WP: During the Olympic year with a smaller than usual snow pack, you observed changes to mussel and starfish populations. Are we witnessing a similar phenomenon again this year?

CH: The Olympic winter had remarkably little snow, and the Fraser river outflow the following summer was very low (a "mere" 6,000 cubic meters per second at its peak). This kept Burrard Inlet quite salty, which the sea stars loved. Their populations went way up, and they ate their way through most of the mussels in places like Stanley Park and West Vancouver. In 2012, though, huge snows resulted in Fraser River output that peaked at a mind-boggling 12,000 cubic meters per second, with flooding in the Fraser Valley. Summer salinity was very low, and the sea stars were either killed or forced to move to deeper water, and the mussel beds began to recover. Now, in an intermediate year (we peaked at 8,000 cubic meters per second this summer), there are some sea stars and some mussels, but not a complete domination of one or the other.


The big pink sea star is a relative of the purple ones commonly seen in Vancouver, says Harley. The pink giants live here too, but they are usually only seen by divers, he adds.

WP: Weather reports are forecasting more hot, sunny weather in the weeks to come, with little rain in sight. What would you say are the implications of drought on our oceans locally over the remainder of the summer months?

CH: The southern Strait of Georgia is heavily influenced by snow melt running out of the Fraser River, which is a little less sensitive to periods of fine weather in regions like the lower mainland. But other areas, like the inlets on the west and south coasts of Vancouver Island, are more sensitive to the flow of small streams, so there may be ecological effects of changing salinity in places like Bamfield and Nanaimo. Perhaps more importantly, the unusually high temperatures can be a major source of stress at low tide. There may be some death and destruction in the intertidal zone in the coming weeks.

WP: What impacts will the wildfires and smoke in Metro Vancouver have on the process of ocean acidification?

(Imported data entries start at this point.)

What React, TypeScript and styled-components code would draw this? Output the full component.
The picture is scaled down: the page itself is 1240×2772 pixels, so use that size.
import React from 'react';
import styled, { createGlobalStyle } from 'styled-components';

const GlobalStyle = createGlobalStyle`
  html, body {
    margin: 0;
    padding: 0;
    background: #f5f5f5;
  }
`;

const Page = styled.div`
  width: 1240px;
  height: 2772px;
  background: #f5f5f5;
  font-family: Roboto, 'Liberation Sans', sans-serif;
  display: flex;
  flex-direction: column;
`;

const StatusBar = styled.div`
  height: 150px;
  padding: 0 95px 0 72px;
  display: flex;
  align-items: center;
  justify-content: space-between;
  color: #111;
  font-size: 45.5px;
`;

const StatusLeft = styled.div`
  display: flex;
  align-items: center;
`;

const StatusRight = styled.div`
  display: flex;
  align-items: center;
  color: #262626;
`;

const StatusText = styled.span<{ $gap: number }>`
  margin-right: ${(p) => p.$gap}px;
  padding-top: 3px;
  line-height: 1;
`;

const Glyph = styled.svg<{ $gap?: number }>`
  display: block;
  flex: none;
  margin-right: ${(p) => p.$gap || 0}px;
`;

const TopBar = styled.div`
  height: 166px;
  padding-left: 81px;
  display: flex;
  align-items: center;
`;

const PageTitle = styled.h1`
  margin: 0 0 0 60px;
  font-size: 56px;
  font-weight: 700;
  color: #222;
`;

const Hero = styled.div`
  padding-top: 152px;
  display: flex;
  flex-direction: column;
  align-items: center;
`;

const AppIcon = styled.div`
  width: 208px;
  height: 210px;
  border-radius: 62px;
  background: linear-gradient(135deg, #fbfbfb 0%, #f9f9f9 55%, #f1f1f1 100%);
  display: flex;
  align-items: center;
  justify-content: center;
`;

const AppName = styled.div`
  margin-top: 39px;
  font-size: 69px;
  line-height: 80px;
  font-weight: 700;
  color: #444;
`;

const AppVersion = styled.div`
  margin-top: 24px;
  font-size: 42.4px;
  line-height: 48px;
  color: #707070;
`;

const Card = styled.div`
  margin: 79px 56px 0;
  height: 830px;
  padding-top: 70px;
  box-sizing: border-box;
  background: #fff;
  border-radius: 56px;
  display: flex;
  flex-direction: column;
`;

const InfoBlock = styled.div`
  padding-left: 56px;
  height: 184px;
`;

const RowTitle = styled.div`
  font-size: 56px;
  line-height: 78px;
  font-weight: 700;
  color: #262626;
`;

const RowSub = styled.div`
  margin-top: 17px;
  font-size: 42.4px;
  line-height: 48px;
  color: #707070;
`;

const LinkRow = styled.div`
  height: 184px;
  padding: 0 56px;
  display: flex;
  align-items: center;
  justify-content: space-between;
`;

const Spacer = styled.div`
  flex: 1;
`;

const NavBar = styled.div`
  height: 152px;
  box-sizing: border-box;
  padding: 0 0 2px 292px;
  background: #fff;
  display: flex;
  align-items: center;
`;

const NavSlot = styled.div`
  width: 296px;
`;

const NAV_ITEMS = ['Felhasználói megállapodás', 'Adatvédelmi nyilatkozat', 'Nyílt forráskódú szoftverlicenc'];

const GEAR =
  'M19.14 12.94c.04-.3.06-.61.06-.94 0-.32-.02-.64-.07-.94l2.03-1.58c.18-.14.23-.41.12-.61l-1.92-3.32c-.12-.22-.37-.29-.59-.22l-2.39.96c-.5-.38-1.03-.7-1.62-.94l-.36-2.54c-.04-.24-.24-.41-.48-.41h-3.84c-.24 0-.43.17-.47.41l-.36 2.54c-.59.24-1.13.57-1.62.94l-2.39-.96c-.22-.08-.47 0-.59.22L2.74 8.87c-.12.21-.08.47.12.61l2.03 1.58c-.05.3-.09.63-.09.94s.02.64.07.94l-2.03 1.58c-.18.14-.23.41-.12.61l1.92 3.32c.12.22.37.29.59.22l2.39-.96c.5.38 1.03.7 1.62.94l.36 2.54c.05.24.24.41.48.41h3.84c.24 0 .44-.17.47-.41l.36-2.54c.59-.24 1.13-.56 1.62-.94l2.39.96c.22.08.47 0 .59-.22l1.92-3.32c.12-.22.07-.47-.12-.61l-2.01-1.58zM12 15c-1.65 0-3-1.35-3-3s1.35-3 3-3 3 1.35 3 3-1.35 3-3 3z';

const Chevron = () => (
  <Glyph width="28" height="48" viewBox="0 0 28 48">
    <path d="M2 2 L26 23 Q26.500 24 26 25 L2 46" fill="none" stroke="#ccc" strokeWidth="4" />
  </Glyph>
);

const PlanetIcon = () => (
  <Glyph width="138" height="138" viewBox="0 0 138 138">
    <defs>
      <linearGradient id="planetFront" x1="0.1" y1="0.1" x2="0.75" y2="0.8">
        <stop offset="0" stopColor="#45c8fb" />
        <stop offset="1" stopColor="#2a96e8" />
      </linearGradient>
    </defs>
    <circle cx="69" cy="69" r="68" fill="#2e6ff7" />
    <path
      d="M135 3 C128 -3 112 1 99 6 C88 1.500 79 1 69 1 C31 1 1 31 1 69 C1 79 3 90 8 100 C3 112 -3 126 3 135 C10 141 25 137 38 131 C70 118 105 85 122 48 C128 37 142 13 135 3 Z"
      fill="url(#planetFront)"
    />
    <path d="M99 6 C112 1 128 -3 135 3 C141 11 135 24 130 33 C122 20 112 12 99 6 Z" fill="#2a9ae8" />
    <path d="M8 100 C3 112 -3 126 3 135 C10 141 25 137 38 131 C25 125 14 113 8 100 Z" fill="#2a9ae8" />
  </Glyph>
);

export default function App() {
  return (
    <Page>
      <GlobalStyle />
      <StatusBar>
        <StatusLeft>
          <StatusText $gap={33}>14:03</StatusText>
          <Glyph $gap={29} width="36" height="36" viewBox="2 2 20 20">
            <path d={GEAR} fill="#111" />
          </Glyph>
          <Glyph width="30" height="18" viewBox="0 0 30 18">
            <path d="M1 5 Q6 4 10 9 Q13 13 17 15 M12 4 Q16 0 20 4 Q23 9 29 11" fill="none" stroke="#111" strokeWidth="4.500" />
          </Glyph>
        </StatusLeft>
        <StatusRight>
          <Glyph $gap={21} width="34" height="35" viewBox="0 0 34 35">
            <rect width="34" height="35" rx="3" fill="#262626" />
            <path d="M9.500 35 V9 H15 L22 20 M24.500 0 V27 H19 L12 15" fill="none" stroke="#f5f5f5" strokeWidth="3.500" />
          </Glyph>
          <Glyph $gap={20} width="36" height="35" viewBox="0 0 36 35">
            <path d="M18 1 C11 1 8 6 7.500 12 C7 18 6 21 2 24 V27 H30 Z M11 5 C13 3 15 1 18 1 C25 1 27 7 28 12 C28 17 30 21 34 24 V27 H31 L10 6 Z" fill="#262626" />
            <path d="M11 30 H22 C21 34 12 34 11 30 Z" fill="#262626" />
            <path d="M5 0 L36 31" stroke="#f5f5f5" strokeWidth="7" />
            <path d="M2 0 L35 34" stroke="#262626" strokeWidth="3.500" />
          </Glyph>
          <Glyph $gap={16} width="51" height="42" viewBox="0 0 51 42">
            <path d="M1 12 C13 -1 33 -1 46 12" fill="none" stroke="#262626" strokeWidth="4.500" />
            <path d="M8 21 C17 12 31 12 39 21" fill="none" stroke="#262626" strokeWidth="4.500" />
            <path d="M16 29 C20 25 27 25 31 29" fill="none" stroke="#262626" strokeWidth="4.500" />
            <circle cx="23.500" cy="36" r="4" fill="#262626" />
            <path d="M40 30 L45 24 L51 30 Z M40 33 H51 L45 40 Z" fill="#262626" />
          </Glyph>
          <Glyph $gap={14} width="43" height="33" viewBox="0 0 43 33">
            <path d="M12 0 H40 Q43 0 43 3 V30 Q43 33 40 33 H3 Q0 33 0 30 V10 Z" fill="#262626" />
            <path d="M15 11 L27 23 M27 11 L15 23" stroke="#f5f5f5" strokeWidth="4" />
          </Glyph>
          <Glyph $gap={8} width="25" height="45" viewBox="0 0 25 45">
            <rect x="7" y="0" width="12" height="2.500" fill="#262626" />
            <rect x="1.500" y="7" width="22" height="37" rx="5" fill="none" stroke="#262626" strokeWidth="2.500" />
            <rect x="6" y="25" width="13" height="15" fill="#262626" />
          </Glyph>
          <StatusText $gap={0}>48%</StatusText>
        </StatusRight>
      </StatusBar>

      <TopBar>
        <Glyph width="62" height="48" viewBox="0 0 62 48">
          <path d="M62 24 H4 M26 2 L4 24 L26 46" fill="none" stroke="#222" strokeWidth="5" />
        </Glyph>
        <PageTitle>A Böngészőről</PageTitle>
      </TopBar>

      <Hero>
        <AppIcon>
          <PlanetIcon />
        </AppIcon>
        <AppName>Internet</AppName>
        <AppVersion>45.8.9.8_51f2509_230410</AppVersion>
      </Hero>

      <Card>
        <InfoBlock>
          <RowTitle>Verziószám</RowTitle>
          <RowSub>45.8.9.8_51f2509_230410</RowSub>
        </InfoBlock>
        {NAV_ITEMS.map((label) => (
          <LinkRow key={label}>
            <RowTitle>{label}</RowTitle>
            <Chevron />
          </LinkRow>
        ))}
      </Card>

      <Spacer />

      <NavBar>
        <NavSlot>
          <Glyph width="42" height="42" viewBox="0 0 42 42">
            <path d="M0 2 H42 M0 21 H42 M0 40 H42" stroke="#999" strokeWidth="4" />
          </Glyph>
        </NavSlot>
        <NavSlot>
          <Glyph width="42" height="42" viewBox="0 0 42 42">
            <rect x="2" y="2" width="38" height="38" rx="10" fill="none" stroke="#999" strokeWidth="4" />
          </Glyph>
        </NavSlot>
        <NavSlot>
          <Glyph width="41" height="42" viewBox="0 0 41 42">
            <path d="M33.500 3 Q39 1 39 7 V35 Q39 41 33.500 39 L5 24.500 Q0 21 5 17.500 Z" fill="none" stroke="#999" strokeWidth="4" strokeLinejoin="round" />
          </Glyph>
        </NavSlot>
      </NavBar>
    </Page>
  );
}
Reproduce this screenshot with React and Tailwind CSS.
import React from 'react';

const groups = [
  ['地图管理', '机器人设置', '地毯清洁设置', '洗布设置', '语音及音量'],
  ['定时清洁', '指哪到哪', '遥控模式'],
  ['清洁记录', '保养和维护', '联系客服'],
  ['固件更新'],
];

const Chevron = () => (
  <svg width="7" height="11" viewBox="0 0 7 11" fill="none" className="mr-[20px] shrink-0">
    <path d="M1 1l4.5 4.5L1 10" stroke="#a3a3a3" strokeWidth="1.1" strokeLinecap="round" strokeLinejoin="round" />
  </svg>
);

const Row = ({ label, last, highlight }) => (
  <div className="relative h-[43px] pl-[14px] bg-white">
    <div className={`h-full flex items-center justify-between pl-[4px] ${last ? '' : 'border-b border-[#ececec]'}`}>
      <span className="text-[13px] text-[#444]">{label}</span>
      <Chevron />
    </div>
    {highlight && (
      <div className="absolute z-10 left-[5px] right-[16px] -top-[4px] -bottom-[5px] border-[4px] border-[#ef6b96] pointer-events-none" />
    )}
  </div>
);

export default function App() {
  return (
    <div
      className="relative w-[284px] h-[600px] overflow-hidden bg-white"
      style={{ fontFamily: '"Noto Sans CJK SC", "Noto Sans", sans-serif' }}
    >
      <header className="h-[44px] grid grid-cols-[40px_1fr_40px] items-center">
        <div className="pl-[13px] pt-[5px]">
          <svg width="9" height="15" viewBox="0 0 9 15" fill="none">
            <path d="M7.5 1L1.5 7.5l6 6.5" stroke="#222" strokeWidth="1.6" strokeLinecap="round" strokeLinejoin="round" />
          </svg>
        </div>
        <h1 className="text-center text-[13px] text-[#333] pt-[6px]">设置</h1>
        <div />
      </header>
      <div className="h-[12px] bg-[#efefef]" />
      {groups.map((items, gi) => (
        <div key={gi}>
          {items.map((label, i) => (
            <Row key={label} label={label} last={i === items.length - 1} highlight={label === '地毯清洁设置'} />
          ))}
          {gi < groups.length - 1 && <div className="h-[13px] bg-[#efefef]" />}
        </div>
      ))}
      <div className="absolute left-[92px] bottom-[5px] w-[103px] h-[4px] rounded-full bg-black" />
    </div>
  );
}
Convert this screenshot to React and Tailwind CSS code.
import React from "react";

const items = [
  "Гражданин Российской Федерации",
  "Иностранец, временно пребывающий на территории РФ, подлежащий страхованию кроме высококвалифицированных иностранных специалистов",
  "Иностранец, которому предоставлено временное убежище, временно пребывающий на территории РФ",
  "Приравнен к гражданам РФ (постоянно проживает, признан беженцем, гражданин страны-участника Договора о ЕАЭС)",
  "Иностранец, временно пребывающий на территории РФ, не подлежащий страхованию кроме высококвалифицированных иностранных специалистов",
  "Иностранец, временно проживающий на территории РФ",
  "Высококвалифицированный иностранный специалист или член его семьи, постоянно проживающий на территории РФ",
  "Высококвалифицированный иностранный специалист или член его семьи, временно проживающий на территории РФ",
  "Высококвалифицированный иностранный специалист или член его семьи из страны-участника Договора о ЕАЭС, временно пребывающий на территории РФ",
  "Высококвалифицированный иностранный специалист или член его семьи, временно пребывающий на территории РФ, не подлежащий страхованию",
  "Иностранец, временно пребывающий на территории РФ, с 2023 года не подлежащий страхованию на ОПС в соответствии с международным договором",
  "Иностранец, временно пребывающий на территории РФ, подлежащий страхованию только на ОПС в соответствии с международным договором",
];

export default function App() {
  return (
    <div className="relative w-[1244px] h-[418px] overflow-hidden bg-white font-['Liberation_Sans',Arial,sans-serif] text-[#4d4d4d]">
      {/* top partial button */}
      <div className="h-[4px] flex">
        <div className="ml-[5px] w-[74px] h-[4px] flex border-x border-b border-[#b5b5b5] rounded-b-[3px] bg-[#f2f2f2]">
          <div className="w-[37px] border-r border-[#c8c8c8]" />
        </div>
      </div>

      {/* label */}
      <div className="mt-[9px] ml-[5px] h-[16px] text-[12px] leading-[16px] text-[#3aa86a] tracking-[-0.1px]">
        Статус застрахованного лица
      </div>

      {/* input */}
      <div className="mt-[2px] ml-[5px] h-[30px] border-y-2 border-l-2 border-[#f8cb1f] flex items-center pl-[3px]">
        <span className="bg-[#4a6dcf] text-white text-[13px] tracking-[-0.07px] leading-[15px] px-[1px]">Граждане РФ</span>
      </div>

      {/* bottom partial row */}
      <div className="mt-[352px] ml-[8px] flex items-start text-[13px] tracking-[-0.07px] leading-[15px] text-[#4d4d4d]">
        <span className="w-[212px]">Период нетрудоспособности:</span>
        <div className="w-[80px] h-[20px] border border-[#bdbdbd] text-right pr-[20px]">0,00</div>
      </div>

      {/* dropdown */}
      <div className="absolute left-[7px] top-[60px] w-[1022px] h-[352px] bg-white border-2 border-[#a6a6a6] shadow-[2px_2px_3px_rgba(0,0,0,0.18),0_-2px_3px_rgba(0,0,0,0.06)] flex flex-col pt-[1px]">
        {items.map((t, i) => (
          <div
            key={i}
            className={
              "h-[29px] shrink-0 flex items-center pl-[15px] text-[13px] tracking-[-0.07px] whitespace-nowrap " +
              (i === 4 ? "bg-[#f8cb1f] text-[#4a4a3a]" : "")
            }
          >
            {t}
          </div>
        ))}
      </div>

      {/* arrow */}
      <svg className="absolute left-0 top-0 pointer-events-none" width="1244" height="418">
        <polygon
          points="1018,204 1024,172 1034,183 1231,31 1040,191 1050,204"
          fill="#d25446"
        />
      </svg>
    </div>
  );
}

CH: I don't think the smoke will have much of an impact on the marine environment. The amount of CO2 released by the fires is pretty small in the grand scheme of things, and the fine particles that settle into the water probably won't have too much of an impact either. But the intense 2015 wildfire season is indicative of broader changes in our climate, and both marine and forest ecosystems can expect to see more extreme events in the future.

WP: If this weather is a sign of things to come, what kind of longer-term impact can we expect to see to marine life in the Pacific Northwest?

CH: Warming in BC, and increasingly salty water in the Strait of Georgia, are now well-established trends over the past half-century or so, and these trends are expected to continue. This will be good news for some species, and bad news for others. Sea stars like warm, salty water, so they will do well once they recover from wasting disease. Mussels do not like hot low tides, and they get eaten by sea stars when the water is salty. Add to that the effects of ocean acidification, which is especially harmful to things like mussels that make calcium carbonate shells, and it is a bad time to be a mussel.

WP: Is there anything the average person can do to mitigate the effects of this weather on our marine ecosystem?

CH: People can make a huge difference. It is just hard to see at the time scales we are used to thinking about. Will riding our bikes instead of driving diminish the effects of our current hot summer? No. But will changing our behaviour help reduce the likelihood of seeing heatwaves worse than this one in the future? Absolutely.